I have no reference for this problem, but let's at least write down the trivial bounds.

Let $s_1,\dots s_r\in S^n$ and suppose $n>|S|^r$. Associate to each index $i$ the element $$(\pi_i(s_1),\dots,\pi_i(s_r))\in S^r,$$ where $\pi_i:S^n\to S$ is the projection onto the $i$th factor. Since $n>|S|^r$ there are distinct indices $i$ and $j$ such that $\pi_i(s_k)=\pi_j(s_k)$ for each $k$. But this implies that $\pi_i\times\pi_j$ maps $\langle s_1,\dots,s_r\rangle$ into the diagonal subgroup of $S\times S$, so $s_1,\dots,s_r$ do not generate $S^n$.
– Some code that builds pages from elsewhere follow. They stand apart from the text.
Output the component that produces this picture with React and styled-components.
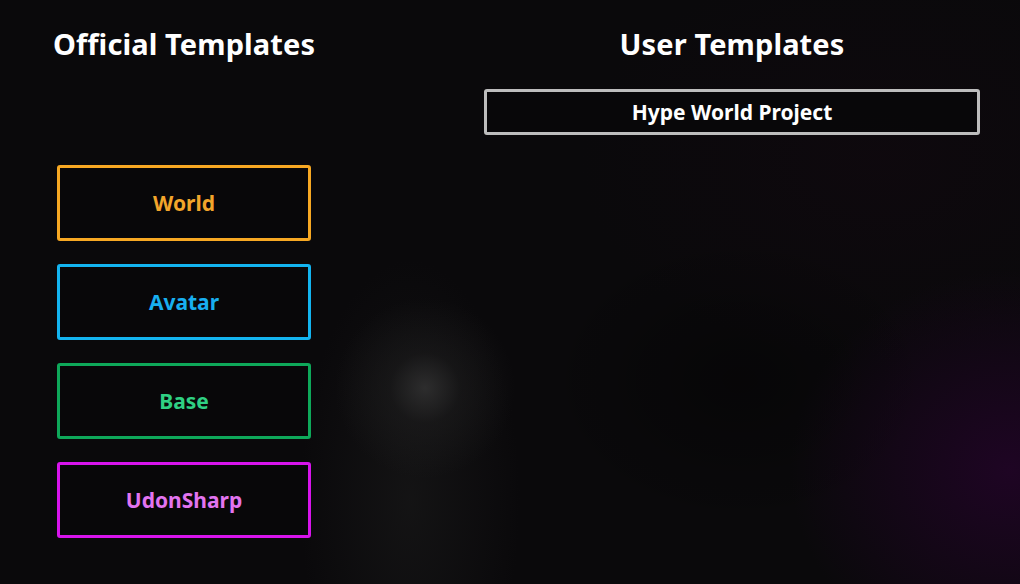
import React from "react";
import styled, { createGlobalStyle } from "styled-components";

const GlobalStyle = createGlobalStyle`
  html, body {
    margin: 0;
    padding: 0;
    background: #09080a;
  }
  body {
    font-family: "Noto Sans", "Open Sans", sans-serif;
  }
`;

const Page = styled.div`
  width: 1020px;
  height: 584px;
  box-sizing: border-box;
  display: grid;
  grid-template-columns: 254px 496px;
  column-gap: 173px;
  padding: 24px 40px 0 57px;
  overflow: hidden;
  background:
    radial-gradient(circle at 425px 388px, rgba(58, 58, 58, 0.7) 0, rgba(38, 38, 38, 0.35) 35px, rgba(20, 20, 20, 0) 90px),
    radial-gradient(ellipse 110px 240px at 410px 500px, rgba(28, 28, 28, 0.55), rgba(20, 20, 20, 0)),
    radial-gradient(ellipse 220px 200px at 1010px 470px, rgba(34, 4, 40, 0.85), rgba(20, 5, 25, 0)),
    radial-gradient(ellipse 300px 200px at 880px 160px, rgba(18, 8, 16, 0.5), rgba(0, 0, 0, 0)),
    radial-gradient(ellipse 200px 150px at 740px 380px, rgba(0, 0, 0, 0.35), rgba(0, 0, 0, 0)),
    #0a090b;
`;

const Column = styled.section`
  display: flex;
  flex-direction: column;
  align-items: stretch;
`;

const Heading = styled.h2`
  margin: 0 -40px;
  color: #ffffff;
  font-size: 29px;
  font-weight: 700;
  line-height: 40px;
  text-align: center;
  white-space: nowrap;
  letter-spacing: 0.1px;
`;

const List = styled.div`
  display: flex;
  flex-direction: column;
  gap: ${(p) => p.$gap}px;
  margin-top: ${(p) => p.$top}px;
`;

const TemplateButton = styled.button`
  box-sizing: border-box;
  height: ${(p) => p.$height}px;
  border: 3px solid ${(p) => p.$border};
  border-radius: 3px;
  background: rgba(8, 7, 9, 0.85);
  color: ${(p) => p.$text};
  font-family: "Noto Sans", "Open Sans", sans-serif;
  font-size: 21px;
  font-weight: 700;
  cursor: pointer;
  padding: 0;
`;

const official = [
  { name: "World", border: "#f7a823", text: "#f2a52b" },
  { name: "Avatar", border: "#13b4f0", text: "#18aff0" },
  { name: "Base", border: "#0ea85a", text: "#2fd083" },
  { name: "UdonSharp", border: "#d714ec", text: "#e274f0" },
];

export default function App() {
  return (
    <>
      <GlobalStyle />
      <Page>
        <Column>
          <Heading>Official Templates</Heading>
          <List $gap={23} $top={101}>
            {official.map((t) => (
              <TemplateButton
                key={t.name}
                $height={76}
                $border={t.border}
                $text={t.text}
              >
                {t.name}
              </TemplateButton>
            ))}
          </List>
        </Column>
        <Column>
          <Heading>User Templates</Heading>
          <List $gap={10} $top={25}>
            <TemplateButton $height={46} $border="#bdbdbd" $text="#ffffff">
              Hype World Project
            </TemplateButton>
          </List>
        </Column>
      </Page>
    </>
  );
}
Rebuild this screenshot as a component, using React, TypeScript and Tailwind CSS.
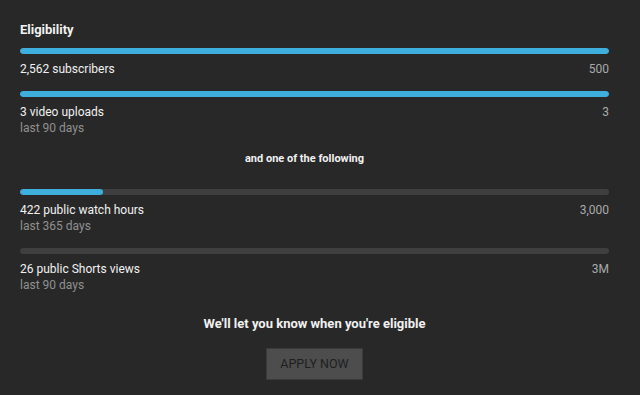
export default function App() {
  const items = [
    { label: "2,562 subscribers", target: "500", pct: 100 },
    { label: "3 video uploads", sub: "last 90 days", target: "3", pct: 100 },
  ];
  const options = [
    { label: "422 public watch hours", sub: "last 365 days", target: "3,000", pct: 14.1 },
    { label: "26 public Shorts views", sub: "last 90 days", target: "3M", pct: 0 },
  ];

  const Row = ({ item }: { item: { label: string; sub?: string; target: string; pct: number } }) => (
    <div>
      <div className="h-1.5 w-full rounded-full bg-[#3f3f3f] overflow-hidden">
        <div className="h-full rounded-full bg-[#3eaedc]" style={{ width: `${item.pct}%` }} />
      </div>
      <div className="mt-[7px] flex justify-between text-[12px] leading-4">
        <div>
          <div className="text-[#f1f1f1]">{item.label}</div>
          {item.sub && <div className="text-[#909090]">{item.sub}</div>}
        </div>
        <div className="text-[#aaaaaa]">{item.target}</div>
      </div>
    </div>
  );

  return (
    <div
      className="w-[640px] h-[395px] bg-[#282828] px-5 pt-[22px]"
      style={{ fontFamily: "Roboto, 'Liberation Sans', sans-serif" }}
    >
      <div className="w-[589px]">
        <h2 className="text-[13px] leading-4 font-bold text-[#f1f1f1]">Eligibility</h2>
        <div className="mt-2.5 flex flex-col gap-[14px]">
          {items.map((it) => (
            <Row key={it.label} item={it} />
          ))}
        </div>
        <p className="mt-[15px] pr-5 text-center text-[11px] leading-4 font-bold text-[#f1f1f1]">
          and one of the following
        </p>
        <div className="mt-[22px] flex flex-col gap-[14px]">
          {options.map((it) => (
            <Row key={it.label} item={it} />
          ))}
        </div>
        <p className="mt-[23px] text-center text-[13px] leading-4 font-bold text-[#f1f1f1]">
          We'll let you know when you're eligible
        </p>
        <div className="mt-4 flex justify-center">
          <button className="h-8 px-[13px] bg-[#4d4d4d] border border-[#3a3a3a] text-[12.5px] text-[#1f1f1f] uppercase">
            Apply now
          </button>
        </div>
      </div>
    </div>
  );
}
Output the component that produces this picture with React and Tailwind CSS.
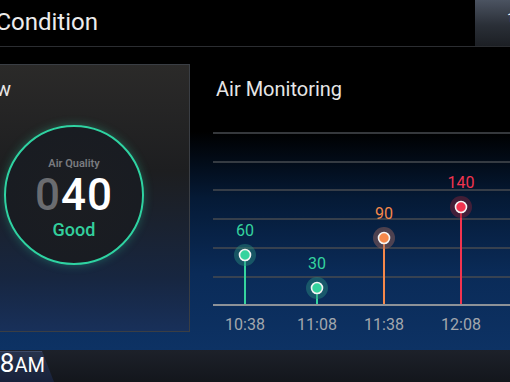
import React from 'react';

const points = [
  { time: '10:38', value: 60, x: 32, y: 135, color: '#35d39e', halo: '#2a8f7e' },
  { time: '11:08', value: 30, x: 104, y: 168, color: '#35d39e', halo: '#2a8f7e' },
  { time: '11:38', value: 90, x: 171, y: 118, color: '#f5884a', halo: '#a4685a' },
  { time: '12:08', value: 140, x: 248, y: 87, color: '#f2344f', halo: '#8c2438' },
];

const gridLines = [13, 42, 70, 99, 128, 157];

const Chart = () => (
  <svg width="297" height="220" viewBox="0 0 297 220" className="block">
    {gridLines.map((y) => (
      <line key={y} x1="0" x2="297" y1={y} y2={y} stroke="#474b51" strokeWidth="1.5" />
    ))}
    <line x1="0" x2="297" y1="185" y2="185" stroke="#8d9298" strokeWidth="2" />
    {points.map((p) => (
      <g key={p.time}>
        <line x1={p.x} x2={p.x} y1={p.y} y2="184" stroke={p.color} strokeWidth="2" />
        <circle cx={p.x} cy={p.y} r="11" fill={p.halo} opacity="0.45" />
        <circle cx={p.x} cy={p.y} r="5.5" fill={p.color} stroke="#f4f4f4" strokeWidth="1.6" />
        <text
          x={p.x}
          y={p.y - 19}
          textAnchor="middle"
          fill={p.color}
          fontSize="16"
          fontFamily="Roboto, sans-serif"
        >
          {p.value}
        </text>
        <text
          x={p.x}
          y="210"
          textAnchor="middle"
          fill="#a3a7ad"
          fontSize="16"
          fontFamily="Roboto, sans-serif"
        >
          {p.time}
        </text>
      </g>
    ))}
  </svg>
);

export default function App() {
  return (
    <div className="w-[510px] h-[382px] bg-black overflow-hidden flex flex-col font-['Roboto',sans-serif]">
      {/* Header */}
      <div className="h-[47px] shrink-0 flex border-b border-[#2b2d31]">
        <div className="flex-1 flex items-center">
          <div className="w-[98px] flex justify-end whitespace-nowrap text-[24px] text-[#ececec] pb-[2px]">
            Air Condition
          </div>
        </div>
        <div className="w-[35px] bg-[linear-gradient(180deg,#4b5361_0%,#2a2f37_55%,#1c1f24_100%)] flex items-start justify-end pt-[12px] overflow-hidden">
          <span className="text-[12px] leading-none text-white -mr-[4px]">1</span>
        </div>
      </div>

      {/* Main */}
      <div className="flex-1 flex bg-[linear-gradient(180deg,#000_0%,#000_28%,#051a36_50%,#0a2b58_75%,#0d3264_100%)]">
        {/* Overview panel */}
        <div className="w-[190px] h-[268px] mt-[17px] border-y border-r border-[#3a3e44] bg-[linear-gradient(180deg,#2b2a29_0%,#1d1e20_40%,#172640_80%,#18305a_100%)] overflow-hidden flex flex-col">
          <div className="w-[11px] h-[48px] flex justify-end items-center whitespace-nowrap text-[20px] text-[#e6e6e6]">
            Overview
          </div>
          <div className="ml-[4px] mt-[12px] pt-[6px] w-[140px] h-[140px] rounded-full border-2 border-[#2fd3a2] shadow-[0_0_10px_rgba(47,211,162,0.35)] bg-[radial-gradient(circle,#1b1d21_0%,#191c22_70%,#1a2334_100%)] flex flex-col items-center justify-center">
            <div className="text-[11px] text-[#797b7f] leading-none font-semibold">Air Quality</div>
            <div className="text-[44px] leading-none mt-[4px] tracking-[1px] font-medium">
              <span className="text-[#6a6c70]">0</span>
              <span className="text-white">40</span>
            </div>
            <div className="text-[18px] leading-none text-[#33cf9d] font-medium mt-[4px]">Good</div>
          </div>
        </div>

        {/* Air Monitoring */}
        <div className="flex-1 flex flex-col pl-[23px]">
          <div className="h-[73px] flex items-end pl-[3px] pb-[21px] text-[20px] text-[#e6e6e6] leading-none">
            Air Monitoring
          </div>
          <Chart />
        </div>
      </div>

      {/* Bottom bar */}
      <div className="h-[32px] shrink-0 flex items-end bg-[linear-gradient(180deg,#1d212a_0%,#13161c_100%)]">
        <div className="h-[31px] w-[54px] bg-[linear-gradient(180deg,#27324c_0%,#18213a_100%)] border-t border-[#3d4a68] [clip-path:polygon(0_0,42px_0,100%_100%,0_100%)] flex items-end overflow-hidden pb-[6px]">
          <div className="w-[45px] flex justify-end items-baseline whitespace-nowrap text-white leading-none">
            <span className="text-[26px]">10:38</span>
            <span className="text-[20px]">AM</span>
          </div>
        </div>
      </div>
    </div>
  );
}
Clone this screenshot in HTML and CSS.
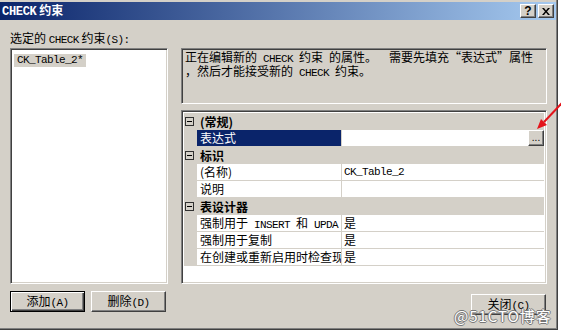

Next we claim that if $S^n$ can be generated with $r$ elements then $S^{n+1}$ can be generated with $r+1$ elements. Indeed take $r$ generators $s_1,\dots,s_r$ of $S^n$ and consider the elements $$(s_1,\pi_1(s_1)),\dots,(s_r,\pi_1(s_r)),(e,x)\in S^n\times S.$$ Here $x$ is any nonidentity element of $S$. By conjugating the last element of this list by the first $r$ elements you see that the elements together generate $1\times S$ by simplicity, so indeed they generate $S^{n+1}$.

Finally recall that every finite simple group is $2$-generated. Thus the minimal number of generators of $S^n$ starts at $2$ and climbs to infinity never rising more than $1$ step at a time, so your function $n(r,S)$ is well defined, and the things we've said so far demonstrate the bounds $$r-1 \leq n(r,S)\leq |S|^r.$$

It seems to me that $n(3,S)$ should tend to infinity with $|S|$, but I don't see how to prove that right now.